Sequoia は多岐にわたる科学分野で利用され、特に次の分野で顕著な成果を挙げました。

  • ストックピル・ステュワードシップ(核兵器の信頼性評価):高解像度での爆発や材料挙動のシミュレーション。
  • 材料科学・分子動力学:新素材やナノ材料の原子スケールシミュレーション。
  • 気候・流体シミュレーション:より高解像度での地球規模・地域気候モデル。
  • 宇宙物理学・天体シミュレーション:銀河形成や超新星爆発の高解像度モデル。

これらの研究は、Sequoia の大規模並列能力により、従来よりも高解像度・高精度で実行可能になったことが共通点です。

エネルギー効率と設計思想

Blue Gene/Q 系の設計は、単純に最高性能を追求するだけでなく「性能あたりの消費電力」を重要視しました。多くの演算コアを低消費電力で稼働させることで、総合的に高いエネルギー効率(FLOPS/W)を達成しています。

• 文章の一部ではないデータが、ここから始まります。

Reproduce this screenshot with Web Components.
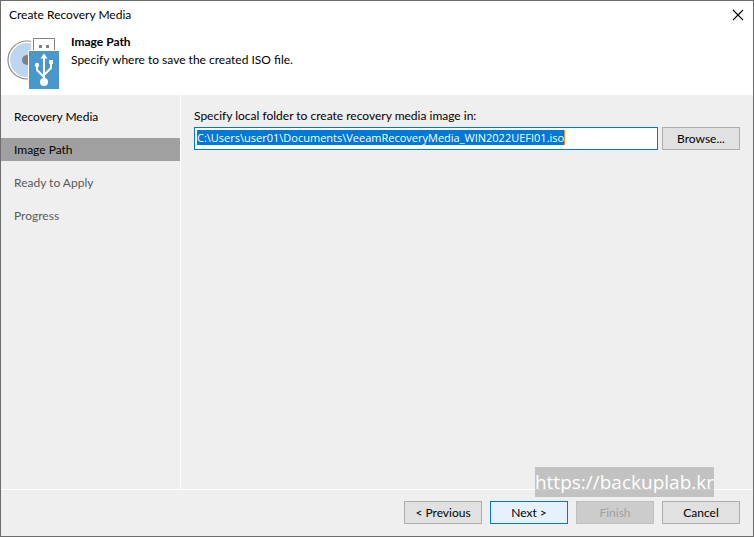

Sequoia は当時、非常に高い計算密度を低い電力コストで実現した例として注目されました。

運用上の課題と教訓

Sequoia の運用から得られた主要な教訓は以下の通りです。

  • スケーラブルなソフトウェア設計の重要性:ハードウェアが発展しても、アプリケーションがスケールしなければ性能は出ない。
  • データ移動のコスト:CPU 演算に比べてデータ移動(メモリやネットワーク)のコストが相対的に増大するため、通信削減が鍵となる。
  • 運用とメンテナンス:大規模システムは故障率も上がるため、リカバリやチェックポイント戦略が必須。
  • ユーザー教育:大規模並列環境を使いこなすためのユーザー支援が計算資源の有効活用に直結する。

レガシーとその影響

Sequoia は退役後もスーパーコンピューティング分野に大きな影響を与えました。高密度並列機の設計思想、スケーラブルソフトウェアの必要性、性能あたり消費電力の評価指標などは、後続のエクサスケール機設計やクラウド/HPC の融合戦略に引き継がれています。また、Sequoia で実証された大規模シミュレーション技術は、先進材料開発や地球シミュレーションなど多くの分野での研究基盤を押し上げました。

まとめ:Sequoia が示したもの

IBM Sequoia は、20ペタフロップス級の性能を実際の科学・国家規模の課題解決に適用した代表例です。ハードウェア設計、ソフトウェア最適化、運用ノウハウの三位一体で初めて性能を引き出せることを示し、以降のスーパーコンピュータ設計やHPCコミュニティに重要な実践的知見を残しました。現在、エクサスケール(1000ペタフロップス級)を目指す時代においても、Sequoia の遺産は設計思想や運用面で生き続けています。